> **What the task asks**
Would you extract the whole listing below and retype it exactly?

__________________________________________________

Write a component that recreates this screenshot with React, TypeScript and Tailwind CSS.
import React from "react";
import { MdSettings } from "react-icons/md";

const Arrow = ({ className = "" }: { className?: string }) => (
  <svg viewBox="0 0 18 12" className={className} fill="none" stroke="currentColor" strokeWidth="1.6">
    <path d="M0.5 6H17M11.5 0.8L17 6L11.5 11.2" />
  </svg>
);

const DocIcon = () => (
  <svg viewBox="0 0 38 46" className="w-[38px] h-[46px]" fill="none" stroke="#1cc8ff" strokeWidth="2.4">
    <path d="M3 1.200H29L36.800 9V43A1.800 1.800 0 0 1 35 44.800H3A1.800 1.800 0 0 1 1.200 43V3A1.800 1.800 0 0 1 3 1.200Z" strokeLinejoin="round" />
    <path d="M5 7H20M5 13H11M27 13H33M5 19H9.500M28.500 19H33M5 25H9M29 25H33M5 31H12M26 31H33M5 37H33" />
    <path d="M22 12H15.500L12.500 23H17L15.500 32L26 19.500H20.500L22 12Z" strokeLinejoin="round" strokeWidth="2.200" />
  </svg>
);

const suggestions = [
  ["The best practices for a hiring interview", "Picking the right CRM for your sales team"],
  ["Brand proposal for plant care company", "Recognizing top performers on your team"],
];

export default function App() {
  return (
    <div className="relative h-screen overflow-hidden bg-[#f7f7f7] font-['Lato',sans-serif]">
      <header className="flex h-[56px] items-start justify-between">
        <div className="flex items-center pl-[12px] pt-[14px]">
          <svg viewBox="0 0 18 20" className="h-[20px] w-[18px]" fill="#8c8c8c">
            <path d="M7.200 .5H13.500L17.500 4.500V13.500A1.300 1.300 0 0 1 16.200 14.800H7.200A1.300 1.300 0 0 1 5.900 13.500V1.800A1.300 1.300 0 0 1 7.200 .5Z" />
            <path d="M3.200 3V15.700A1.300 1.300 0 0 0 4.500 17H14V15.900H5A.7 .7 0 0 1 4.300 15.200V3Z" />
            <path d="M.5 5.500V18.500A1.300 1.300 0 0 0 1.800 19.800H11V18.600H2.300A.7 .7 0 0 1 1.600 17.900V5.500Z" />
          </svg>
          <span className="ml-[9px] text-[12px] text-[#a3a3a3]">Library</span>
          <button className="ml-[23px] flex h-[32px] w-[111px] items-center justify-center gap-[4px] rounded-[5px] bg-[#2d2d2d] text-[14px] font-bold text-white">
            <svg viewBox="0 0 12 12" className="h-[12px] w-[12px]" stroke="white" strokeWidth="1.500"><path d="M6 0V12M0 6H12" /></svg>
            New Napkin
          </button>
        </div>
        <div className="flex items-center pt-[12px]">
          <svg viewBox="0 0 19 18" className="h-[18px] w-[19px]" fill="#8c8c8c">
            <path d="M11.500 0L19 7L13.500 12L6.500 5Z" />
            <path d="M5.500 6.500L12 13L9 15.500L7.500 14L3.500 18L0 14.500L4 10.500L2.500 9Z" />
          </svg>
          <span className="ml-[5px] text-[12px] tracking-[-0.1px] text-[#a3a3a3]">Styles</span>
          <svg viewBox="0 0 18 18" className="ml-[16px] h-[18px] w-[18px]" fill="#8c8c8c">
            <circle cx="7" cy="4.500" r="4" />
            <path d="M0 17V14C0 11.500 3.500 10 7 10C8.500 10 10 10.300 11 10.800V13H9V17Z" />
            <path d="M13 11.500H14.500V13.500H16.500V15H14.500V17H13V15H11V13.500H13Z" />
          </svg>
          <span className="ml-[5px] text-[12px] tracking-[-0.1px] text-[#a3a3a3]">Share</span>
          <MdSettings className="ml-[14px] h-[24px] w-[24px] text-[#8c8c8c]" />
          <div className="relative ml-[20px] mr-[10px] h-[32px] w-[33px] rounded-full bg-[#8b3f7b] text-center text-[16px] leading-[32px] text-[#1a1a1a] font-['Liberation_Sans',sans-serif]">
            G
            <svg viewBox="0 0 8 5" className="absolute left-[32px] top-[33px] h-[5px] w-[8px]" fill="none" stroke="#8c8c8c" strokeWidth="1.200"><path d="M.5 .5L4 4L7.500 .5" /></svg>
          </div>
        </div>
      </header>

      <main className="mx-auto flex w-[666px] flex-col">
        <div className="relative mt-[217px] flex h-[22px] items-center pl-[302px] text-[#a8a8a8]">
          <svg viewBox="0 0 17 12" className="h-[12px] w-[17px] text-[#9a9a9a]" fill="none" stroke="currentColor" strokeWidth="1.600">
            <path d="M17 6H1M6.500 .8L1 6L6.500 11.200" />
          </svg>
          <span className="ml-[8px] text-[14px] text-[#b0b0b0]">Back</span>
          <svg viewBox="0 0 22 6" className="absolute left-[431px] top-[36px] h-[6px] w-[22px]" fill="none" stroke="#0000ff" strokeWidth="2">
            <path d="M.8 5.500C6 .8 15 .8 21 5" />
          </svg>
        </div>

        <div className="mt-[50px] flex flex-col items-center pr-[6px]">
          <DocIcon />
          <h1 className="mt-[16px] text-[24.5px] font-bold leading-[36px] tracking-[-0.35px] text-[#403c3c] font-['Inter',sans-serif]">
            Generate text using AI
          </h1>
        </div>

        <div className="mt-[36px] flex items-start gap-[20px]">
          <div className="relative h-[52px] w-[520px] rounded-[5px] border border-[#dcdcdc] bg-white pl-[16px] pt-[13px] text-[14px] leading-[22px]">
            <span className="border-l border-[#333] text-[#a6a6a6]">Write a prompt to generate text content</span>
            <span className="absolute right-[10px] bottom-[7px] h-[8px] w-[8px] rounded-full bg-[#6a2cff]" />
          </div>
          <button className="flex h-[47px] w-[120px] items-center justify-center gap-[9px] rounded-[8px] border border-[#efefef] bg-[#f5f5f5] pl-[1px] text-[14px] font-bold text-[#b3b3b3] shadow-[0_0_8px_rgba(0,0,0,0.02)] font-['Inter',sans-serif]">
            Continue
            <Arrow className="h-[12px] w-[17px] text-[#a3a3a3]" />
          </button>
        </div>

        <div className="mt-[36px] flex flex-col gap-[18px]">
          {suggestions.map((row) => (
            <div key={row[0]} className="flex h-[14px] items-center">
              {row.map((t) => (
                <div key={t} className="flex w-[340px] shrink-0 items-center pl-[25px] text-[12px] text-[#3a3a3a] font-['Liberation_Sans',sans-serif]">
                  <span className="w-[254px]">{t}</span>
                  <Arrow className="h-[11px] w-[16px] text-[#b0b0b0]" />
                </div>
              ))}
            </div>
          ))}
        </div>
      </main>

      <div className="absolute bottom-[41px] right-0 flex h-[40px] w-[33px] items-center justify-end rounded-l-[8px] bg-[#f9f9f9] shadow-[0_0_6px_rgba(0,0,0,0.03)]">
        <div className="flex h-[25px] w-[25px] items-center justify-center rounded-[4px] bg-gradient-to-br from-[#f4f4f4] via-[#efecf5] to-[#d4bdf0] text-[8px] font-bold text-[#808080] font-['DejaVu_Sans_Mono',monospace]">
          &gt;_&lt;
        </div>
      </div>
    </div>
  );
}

__________________________________________________

> **Answer to this exercise**
Write a component that recreates this screenshot with React, TypeScript and Tailwind CSS.
import React from "react";
import { MdSettings } from "react-icons/md";

const Arrow = ({ className = "" }: { className?: string }) => (
  <svg viewBox="0 0 18 12" className={className} fill="none" stroke="currentColor" strokeWidth="1.6">
    <path d="M0.5 6H17M11.5 0.8L17 6L11.5 11.2" />
  </svg>
);

const DocIcon = () => (
  <svg viewBox="0 0 38 46" className="w-[38px] h-[46px]" fill="none" stroke="#1cc8ff" strokeWidth="2.4">
    <path d="M3 1.200H29L36.800 9V43A1.800 1.800 0 0 1 35 44.800H3A1.800 1.800 0 0 1 1.200 43V3A1.800 1.800 0 0 1 3 1.200Z" strokeLinejoin="round" />
    <path d="M5 7H20M5 13H11M27 13H33M5 19H9.500M28.500 19H33M5 25H9M29 25H33M5 31H12M26 31H33M5 37H33" />
    <path d="M22 12H15.500L12.500 23H17L15.500 32L26 19.500H20.500L22 12Z" strokeLinejoin="round" strokeWidth="2.200" />
  </svg>
);

const suggestions = [
  ["The best practices for a hiring interview", "Picking the right CRM for your sales team"],
  ["Brand proposal for plant care company", "Recognizing top performers on your team"],
];

export default function App() {
  return (
    <div className="relative h-screen overflow-hidden bg-[#f7f7f7] font-['Lato',sans-serif]">
      <header className="flex h-[56px] items-start justify-between">
        <div className="flex items-center pl-[12px] pt-[14px]">
          <svg viewBox="0 0 18 20" className="h-[20px] w-[18px]" fill="#8c8c8c">
            <path d="M7.200 .5H13.500L17.500 4.500V13.500A1.300 1.300 0 0 1 16.200 14.800H7.200A1.300 1.300 0 0 1 5.900 13.500V1.800A1.300 1.300 0 0 1 7.200 .5Z" />
            <path d="M3.200 3V15.700A1.300 1.300 0 0 0 4.500 17H14V15.900H5A.7 .7 0 0 1 4.300 15.200V3Z" />
            <path d="M.5 5.500V18.500A1.300 1.300 0 0 0 1.800 19.800H11V18.600H2.300A.7 .7 0 0 1 1.600 17.900V5.500Z" />
          </svg>
          <span className="ml-[9px] text-[12px] text-[#a3a3a3]">Library</span>
          <button className="ml-[23px] flex h-[32px] w-[111px] items-center justify-center gap-[4px] rounded-[5px] bg-[#2d2d2d] text-[14px] font-bold text-white">
            <svg viewBox="0 0 12 12" className="h-[12px] w-[12px]" stroke="white" strokeWidth="1.500"><path d="M6 0V12M0 6H12" /></svg>
            New Napkin
          </button>
        </div>
        <div className="flex items-center pt-[12px]">
          <svg viewBox="0 0 19 18" className="h-[18px] w-[19px]" fill="#8c8c8c">
            <path d="M11.500 0L19 7L13.500 12L6.500 5Z" />
            <path d="M5.500 6.500L12 13L9 15.500L7.500 14L3.500 18L0 14.500L4 10.500L2.500 9Z" />
          </svg>
          <span className="ml-[5px] text-[12px] tracking-[-0.1px] text-[#a3a3a3]">Styles</span>
          <svg viewBox="0 0 18 18" className="ml-[16px] h-[18px] w-[18px]" fill="#8c8c8c">
            <circle cx="7" cy="4.500" r="4" />
            <path d="M0 17V14C0 11.500 3.500 10 7 10C8.500 10 10 10.300 11 10.800V13H9V17Z" />
            <path d="M13 11.500H14.500V13.500H16.500V15H14.500V17H13V15H11V13.500H13Z" />
          </svg>
          <span className="ml-[5px] text-[12px] tracking-[-0.1px] text-[#a3a3a3]">Share</span>
          <MdSettings className="ml-[14px] h-[24px] w-[24px] text-[#8c8c8c]" />
          <div className="relative ml-[20px] mr-[10px] h-[32px] w-[33px] rounded-full bg-[#8b3f7b] text-center text-[16px] leading-[32px] text-[#1a1a1a] font-['Liberation_Sans',sans-serif]">
            G
            <svg viewBox="0 0 8 5" className="absolute left-[32px] top-[33px] h-[5px] w-[8px]" fill="none" stroke="#8c8c8c" strokeWidth="1.200"><path d="M.5 .5L4 4L7.500 .5" /></svg>
          </div>
        </div>
      </header>

      <main className="mx-auto flex w-[666px] flex-col">
        <div className="relative mt-[217px] flex h-[22px] items-center pl-[302px] text-[#a8a8a8]">
          <svg viewBox="0 0 17 12" className="h-[12px] w-[17px] text-[#9a9a9a]" fill="none" stroke="currentColor" strokeWidth="1.600">
            <path d="M17 6H1M6.500 .8L1 6L6.500 11.200" />
          </svg>
          <span className="ml-[8px] text-[14px] text-[#b0b0b0]">Back</span>
          <svg viewBox="0 0 22 6" className="absolute left-[431px] top-[36px] h-[6px] w-[22px]" fill="none" stroke="#0000ff" strokeWidth="2">
            <path d="M.8 5.500C6 .8 15 .8 21 5" />
          </svg>
        </div>

        <div className="mt-[50px] flex flex-col items-center pr-[6px]">
          <DocIcon />
          <h1 className="mt-[16px] text-[24.5px] font-bold leading-[36px] tracking-[-0.35px] text-[#403c3c] font-['Inter',sans-serif]">
            Generate text using AI
          </h1>
        </div>

        <div className="mt-[36px] flex items-start gap-[20px]">
          <div className="relative h-[52px] w-[520px] rounded-[5px] border border-[#dcdcdc] bg-white pl-[16px] pt-[13px] text-[14px] leading-[22px]">
            <span className="border-l border-[#333] text-[#a6a6a6]">Write a prompt to generate text content</span>
            <span className="absolute right-[10px] bottom-[7px] h-[8px] w-[8px] rounded-full bg-[#6a2cff]" />
          </div>
          <button className="flex h-[47px] w-[120px] items-center justify-center gap-[9px] rounded-[8px] border border-[#efefef] bg-[#f5f5f5] pl-[1px] text-[14px] font-bold text-[#b3b3b3] shadow-[0_0_8px_rgba(0,0,0,0.02)] font-['Inter',sans-serif]">
            Continue
            <Arrow className="h-[12px] w-[17px] text-[#a3a3a3]" />
          </button>
        </div>

        <div className="mt-[36px] flex flex-col gap-[18px]">
          {suggestions.map((row) => (
            <div key={row[0]} className="flex h-[14px] items-center">
              {row.map((t) => (
                <div key={t} className="flex w-[340px] shrink-0 items-center pl-[25px] text-[12px] text-[#3a3a3a] font-['Liberation_Sans',sans-serif]">
                  <span className="w-[254px]">{t}</span>
                  <Arrow className="h-[11px] w-[16px] text-[#b0b0b0]" />
                </div>
              ))}
            </div>
          ))}
        </div>
      </main>

      <div className="absolute bottom-[41px] right-0 flex h-[40px] w-[33px] items-center justify-end rounded-l-[8px] bg-[#f9f9f9] shadow-[0_0_6px_rgba(0,0,0,0.03)]">
        <div className="flex h-[25px] w-[25px] items-center justify-center rounded-[4px] bg-gradient-to-br from-[#f4f4f4] via-[#efecf5] to-[#d4bdf0] text-[8px] font-bold text-[#808080] font-['DejaVu_Sans_Mono',monospace]">
          &gt;_&lt;
        </div>
      </div>
    </div>
  );
}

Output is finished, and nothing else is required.